# [Problem details]
Skip the pictures and repeat each line of the data exactly.

# [Given data]
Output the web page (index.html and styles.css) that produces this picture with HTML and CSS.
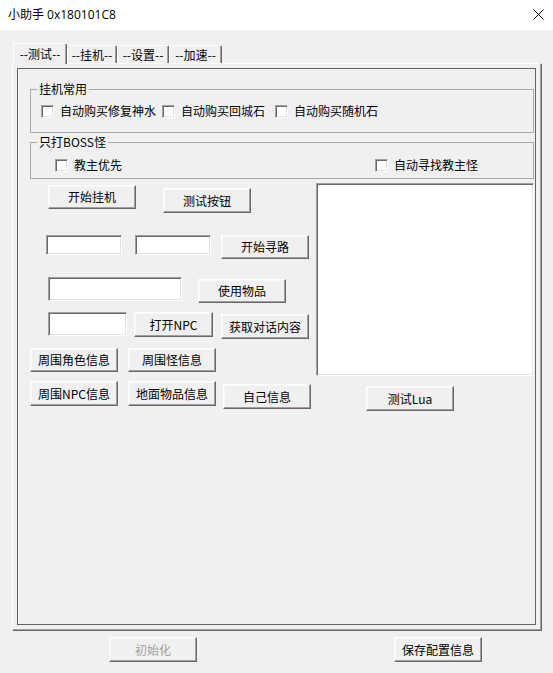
FILE: index.html
```html
<!DOCTYPE html>
<html lang="zh-CN">
<head>
<meta charset="utf-8">
<title>小助手</title>
<link rel="stylesheet" href="styles.css">
</head>
<body>
<div class="titlebar">
  <span class="title">小助手 0x180101C8</span>
  <svg class="close" width="11" height="11" viewBox="0 0 11 11"><path d="M0.5 0.5 L10.5 10.5 M10.5 0.5 L0.5 10.5" stroke="#000" stroke-width="1" fill="none"/></svg>
</div>
<div class="dialog">
  <div class="tabs">
    <div class="tab tab-active w54">--测试--</div>
    <div class="tab w50">--挂机--</div>
    <div class="tab w52">--设置--</div>
    <div class="tab w53">--加速--</div>
  </div>
  <div class="panel">
    <div class="frame">
      <div class="group g1">
        <div class="group-title">挂机常用</div>
        <div class="checks g1-checks">
          <label class="chk c1"><span class="box"></span>自动购买修复神水</label>
          <label class="chk c2"><span class="box"></span>自动购买回城石</label>
          <label class="chk"><span class="box"></span>自动购买随机石</label>
        </div>
      </div>
      <div class="group g2">
        <div class="group-title">只打BOSS怪</div>
        <div class="checks g2-checks">
          <label class="chk c3"><span class="box"></span>教主优先</label>
          <label class="chk"><span class="box"></span>自动寻找教主怪</label>
        </div>
      </div>
      <div class="work">
        <div class="left">
          <div class="row row-a">
            <button class="btn h24 a1">开始挂机</button>
            <button class="btn a2">测试按钮</button>
          </div>
          <div class="row row-b">
            <input class="edit e-b1" type="text">
            <input class="edit e-b2" type="text">
            <button class="btn h24 b3">开始寻路</button>
          </div>
          <div class="row row-c">
            <input class="edit e-c1" type="text">
            <button class="btn h24 c2b">使用物品</button>
          </div>
          <div class="row row-d">
            <input class="edit e-d1" type="text">
            <button class="btn d2">打开NPC</button>
            <button class="btn d3">获取对话内容</button>
          </div>
          <div class="row row-e">
            <button class="btn h24 e1">周围角色信息</button>
            <button class="btn h24 e2">周围怪信息</button>
          </div>
          <div class="row row-f">
            <button class="btn f1">周围NPC信息</button>
            <button class="btn f2">地面物品信息</button>
            <button class="btn f3">自己信息</button>
          </div>
        </div>
        <div class="right">
          <textarea class="log"></textarea>
          <button class="btn lua">测试Lua</button>
        </div>
      </div>
    </div>
  </div>
  <div class="footer">
    <button class="btn disabled ft1">初始化</button>
    <button class="btn ft2">保存配置信息</button>
  </div>
</div>
</body>
</html>
```

FILE: styles.css
```css
* { box-sizing: border-box; }
html, body { margin: 0; padding: 0; }
body {
  width: 553px;
  height: 673px;
  overflow: hidden;
  background: #f0f0f0;
  font-family: "Noto Sans CJK SC", "Noto Sans", sans-serif;
  font-size: 12px;
  color: #000;
}
.titlebar {
  height: 30px;
  background: #fff;
  display: flex;
  align-items: center;
  justify-content: space-between;
  padding: 0 9px 0 8px;
}
.title {
  font-family: "Open Sans", "Noto Sans CJK SC", sans-serif;
  font-size: 12px;
  line-height: 16px;
  margin-top: -1px;
}
.close { display: block; margin-top: -1px; }

.tabs {
  display: flex;
  align-items: flex-end;
  height: 20px;
  margin: 13px 0 0 13px;
}
.tab {
  height: 18px;
  background: #f0f0f0;
  border-left: 1px solid #fff;
  border-top: 1px solid #fff;
  border-right: 1px solid #696969;
  box-shadow: inset -1px 0 #a0a0a0;
  border-radius: 2px 2px 0 0;
  display: flex;
  align-items: center;
  justify-content: center;
  line-height: 14px;
  font-size: 12px;
}
.tab-active {
  height: 21px;
  margin-bottom: -1px;
  position: relative;
  z-index: 1;
  padding-bottom: 1px;
}
.w54 { width: 54px; }
.w50 { width: 50px; }
.w52 { width: 52px; }
.w53 { width: 53px; }

.panel {
  margin-left: 12px;
  width: 529px;
  height: 567px;
  padding: 4px;
  border-left: 1px solid #fff;
  border-top: 1px solid #fff;
  border-right: 1px solid #a0a0a0;
  border-bottom: 1px solid #a0a0a0;
  box-shadow: 1px 1px 0 #696969;
}
.frame {
  height: 557px;
  border: 1px solid #646464;
  padding-top: 20px;
}

.group {
  margin-left: 12px;
  width: 504px;
  border: 1px solid #a8a8a8;
}
.g1 { height: 44px; }
.g2 { height: 37px; margin-top: 9px; }
.group-title {
  margin: -8px 0 0 6px;
  padding: 0 2px;
  width: fit-content;
  line-height: 14px;
  background: #f0f0f0;
}
.checks { display: flex; align-items: center; height: 16px; }
.g1-checks { margin-top: 7px; padding-left: 10px; }
.g2-checks { margin-top: 8px; padding-left: 24px; }
.chk { display: flex; align-items: center; line-height: 14px; }
.c1 { width: 121px; }
.c2 { width: 113px; }
.c3 { width: 320px; }
.box {
  width: 13px;
  height: 13px;
  margin-right: 6px;
  background: #fff;
  border: 1px solid;
  border-color: #a0a0a0 #fff #fff #a0a0a0;
  box-shadow: inset 1px 1px #696969, inset -1px -1px #e3e3e3;
}

.work { display: flex; margin-top: 4px; }
.left { width: 298px; }
.right { width: 218px; }
.row { display: flex; align-items: flex-start; }

.btn {
  width: 88px;
  height: 25px;
  margin: 0;
  padding: 0;
  background: #f0f0f0;
  font-family: inherit;
  font-size: 12px;
  line-height: 14px;
  color: #000;
  border: 1px solid;
  border-color: #fff #696969 #696969 #fff;
  box-shadow: inset -1px -1px #a0a0a0, inset 1px 1px #f8f8f8;
  border-radius: 0;
}
.h24 { height: 24px; }
.disabled { color: #a0a0a0; }

.edit {
  height: 24px;
  margin: 0;
  padding: 0 2px;
  background: #fff;
  font-family: inherit;
  font-size: 12px;
  border: 1px solid;
  border-color: #a0a0a0 #fff #fff #a0a0a0;
  box-shadow: inset 1px 1px #696969, inset -1px -1px #e3e3e3;
  outline: none;
}

.row-a { margin-top: 2px; }
.a1 { margin-left: 30px; }
.a2 { margin-left: 27px; margin-top: 3px; }

.row-b { margin-top: 22px; }
.e-b1 { margin-left: 28px; width: 76px; height: 20px; }
.e-b2 { margin-left: 13px; width: 76px; height: 20px; }
.b3 { margin-left: 10px; }

.row-c { margin-top: 18px; }
.e-c1 { margin-left: 30px; width: 134px; }
.c2b { margin-left: 16px; margin-top: 2px; }

.row-d { margin-top: 9px; }
.e-d1 { margin-left: 30px; width: 79px; }
.d2 { margin-left: 7px; width: 79px; }
.d3 { margin-left: 8px; margin-top: 2px; }

.row-e { margin-top: 9px; }
.e1 { margin-left: 12px; }
.e2 { margin-left: 10px; }

.row-f { margin-top: 9px; }
.f1 { margin-left: 12px; }
.f2 { margin-left: 10px; }
.f3 { margin-left: 7px; margin-top: 3px; }

.log {
  display: block;
  width: 218px;
  height: 193px;
  margin: 0;
  resize: none;
  background: #fff;
  border: 1px solid;
  border-color: #a0a0a0 #fff #fff #a0a0a0;
  box-shadow: inset 1px 1px #696969, inset -1px -1px #e3e3e3;
  outline: none;
}
.lua { display: block; margin: 10px 0 0 50px; }

.footer { display: flex; margin-top: 7px; }
.ft1 { margin-left: 109px; }
.ft2 { margin-left: 197px; }
```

# [Task solution]
Output the web page (index.html and styles.css) that produces this picture with HTML and CSS.
FILE: index.html
```html
<!DOCTYPE html>
<html lang="zh-CN">
<head>
<meta charset="utf-8">
<title>小助手</title>
<link rel="stylesheet" href="styles.css">
</head>
<body>
<div class="titlebar">
  <span class="title">小助手 0x180101C8</span>
  <svg class="close" width="11" height="11" viewBox="0 0 11 11"><path d="M0.5 0.5 L10.5 10.5 M10.5 0.5 L0.5 10.5" stroke="#000" stroke-width="1" fill="none"/></svg>
</div>
<div class="dialog">
  <div class="tabs">
    <div class="tab tab-active w54">--测试--</div>
    <div class="tab w50">--挂机--</div>
    <div class="tab w52">--设置--</div>
    <div class="tab w53">--加速--</div>
  </div>
  <div class="panel">
    <div class="frame">
      <div class="group g1">
        <div class="group-title">挂机常用</div>
        <div class="checks g1-checks">
          <label class="chk c1"><span class="box"></span>自动购买修复神水</label>
          <label class="chk c2"><span class="box"></span>自动购买回城石</label>
          <label class="chk"><span class="box"></span>自动购买随机石</label>
        </div>
      </div>
      <div class="group g2">
        <div class="group-title">只打BOSS怪</div>
        <div class="checks g2-checks">
          <label class="chk c3"><span class="box"></span>教主优先</label>
          <label class="chk"><span class="box"></span>自动寻找教主怪</label>
        </div>
      </div>
      <div class="work">
        <div class="left">
          <div class="row row-a">
            <button class="btn h24 a1">开始挂机</button>
            <button class="btn a2">测试按钮</button>
          </div>
          <div class="row row-b">
            <input class="edit e-b1" type="text">
            <input class="edit e-b2" type="text">
            <button class="btn h24 b3">开始寻路</button>
          </div>
          <div class="row row-c">
            <input class="edit e-c1" type="text">
            <button class="btn h24 c2b">使用物品</button>
          </div>
          <div class="row row-d">
            <input class="edit e-d1" type="text">
            <button class="btn d2">打开NPC</button>
            <button class="btn d3">获取对话内容</button>
          </div>
          <div class="row row-e">
            <button class="btn h24 e1">周围角色信息</button>
            <button class="btn h24 e2">周围怪信息</button>
          </div>
          <div class="row row-f">
            <button class="btn f1">周围NPC信息</button>
            <button class="btn f2">地面物品信息</button>
            <button class="btn f3">自己信息</button>
          </div>
        </div>
        <div class="right">
          <textarea class="log"></textarea>
          <button class="btn lua">测试Lua</button>
        </div>
      </div>
    </div>
  </div>
  <div class="footer">
    <button class="btn disabled ft1">初始化</button>
    <button class="btn ft2">保存配置信息</button>
  </div>
</div>
</body>
</html>
```

FILE: styles.css
```css
* { box-sizing: border-box; }
html, body { margin: 0; padding: 0; }
body {
  width: 553px;
  height: 673px;
  overflow: hidden;
  background: #f0f0f0;
  font-family: "Noto Sans CJK SC", "Noto Sans", sans-serif;
  font-size: 12px;
  color: #000;
}
.titlebar {
  height: 30px;
  background: #fff;
  display: flex;
  align-items: center;
  justify-content: space-between;
  padding: 0 9px 0 8px;
}
.title {
  font-family: "Open Sans", "Noto Sans CJK SC", sans-serif;
  font-size: 12px;
  line-height: 16px;
  margin-top: -1px;
}
.close { display: block; margin-top: -1px; }

.tabs {
  display: flex;
  align-items: flex-end;
  height: 20px;
  margin: 13px 0 0 13px;
}
.tab {
  height: 18px;
  background: #f0f0f0;
  border-left: 1px solid #fff;
  border-top: 1px solid #fff;
  border-right: 1px solid #696969;
  box-shadow: inset -1px 0 #a0a0a0;
  border-radius: 2px 2px 0 0;
  display: flex;
  align-items: center;
  justify-content: center;
  line-height: 14px;
  font-size: 12px;
}
.tab-active {
  height: 21px;
  margin-bottom: -1px;
  position: relative;
  z-index: 1;
  padding-bottom: 1px;
}
.w54 { width: 54px; }
.w50 { width: 50px; }
.w52 { width: 52px; }
.w53 { width: 53px; }

.panel {
  margin-left: 12px;
  width: 529px;
  height: 567px;
  padding: 4px;
  border-left: 1px solid #fff;
  border-top: 1px solid #fff;
  border-right: 1px solid #a0a0a0;
  border-bottom: 1px solid #a0a0a0;
  box-shadow: 1px 1px 0 #696969;
}
.frame {
  height: 557px;
  border: 1px solid #646464;
  padding-top: 20px;
}

.group {
  margin-left: 12px;
  width: 504px;
  border: 1px solid #a8a8a8;
}
.g1 { height: 44px; }
.g2 { height: 37px; margin-top: 9px; }
.group-title {
  margin: -8px 0 0 6px;
  padding: 0 2px;
  width: fit-content;
  line-height: 14px;
  background: #f0f0f0;
}
.checks { display: flex; align-items: center; height: 16px; }
.g1-checks { margin-top: 7px; padding-left: 10px; }
.g2-checks { margin-top: 8px; padding-left: 24px; }
.chk { display: flex; align-items: center; line-height: 14px; }
.c1 { width: 121px; }
.c2 { width: 113px; }
.c3 { width: 320px; }
.box {
  width: 13px;
  height: 13px;
  margin-right: 6px;
  background: #fff;
  border: 1px solid;
  border-color: #a0a0a0 #fff #fff #a0a0a0;
  box-shadow: inset 1px 1px #696969, inset -1px -1px #e3e3e3;
}

.work { display: flex; margin-top: 4px; }
.left { width: 298px; }
.right { width: 218px; }
.row { display: flex; align-items: flex-start; }

.btn {
  width: 88px;
  height: 25px;
  margin: 0;
  padding: 0;
  background: #f0f0f0;
  font-family: inherit;
  font-size: 12px;
  line-height: 14px;
  color: #000;
  border: 1px solid;
  border-color: #fff #696969 #696969 #fff;
  box-shadow: inset -1px -1px #a0a0a0, inset 1px 1px #f8f8f8;
  border-radius: 0;
}
.h24 { height: 24px; }
.disabled { color: #a0a0a0; }

.edit {
  height: 24px;
  margin: 0;
  padding: 0 2px;
  background: #fff;
  font-family: inherit;
  font-size: 12px;
  border: 1px solid;
  border-color: #a0a0a0 #fff #fff #a0a0a0;
  box-shadow: inset 1px 1px #696969, inset -1px -1px #e3e3e3;
  outline: none;
}

.row-a { margin-top: 2px; }
.a1 { margin-left: 30px; }
.a2 { margin-left: 27px; margin-top: 3px; }

.row-b { margin-top: 22px; }
.e-b1 { margin-left: 28px; width: 76px; height: 20px; }
.e-b2 { margin-left: 13px; width: 76px; height: 20px; }
.b3 { margin-left: 10px; }

.row-c { margin-top: 18px; }
.e-c1 { margin-left: 30px; width: 134px; }
.c2b { margin-left: 16px; margin-top: 2px; }

.row-d { margin-top: 9px; }
.e-d1 { margin-left: 30px; width: 79px; }
.d2 { margin-left: 7px; width: 79px; }
.d3 { margin-left: 8px; margin-top: 2px; }

.row-e { margin-top: 9px; }
.e1 { margin-left: 12px; }
.e2 { margin-left: 10px; }

.row-f { margin-top: 9px; }
.f1 { margin-left: 12px; }
.f2 { margin-left: 10px; }
.f3 { margin-left: 7px; margin-top: 3px; }

.log {
  display: block;
  width: 218px;
  height: 193px;
  margin: 0;
  resize: none;
  background: #fff;
  border: 1px solid;
  border-color: #a0a0a0 #fff #fff #a0a0a0;
  box-shadow: inset 1px 1px #696969, inset -1px -1px #e3e3e3;
  outline: none;
}
.lua { display: block; margin: 10px 0 0 50px; }

.footer { display: flex; margin-top: 7px; }
.ft1 { margin-left: 109px; }
.ft2 { margin-left: 197px; }
```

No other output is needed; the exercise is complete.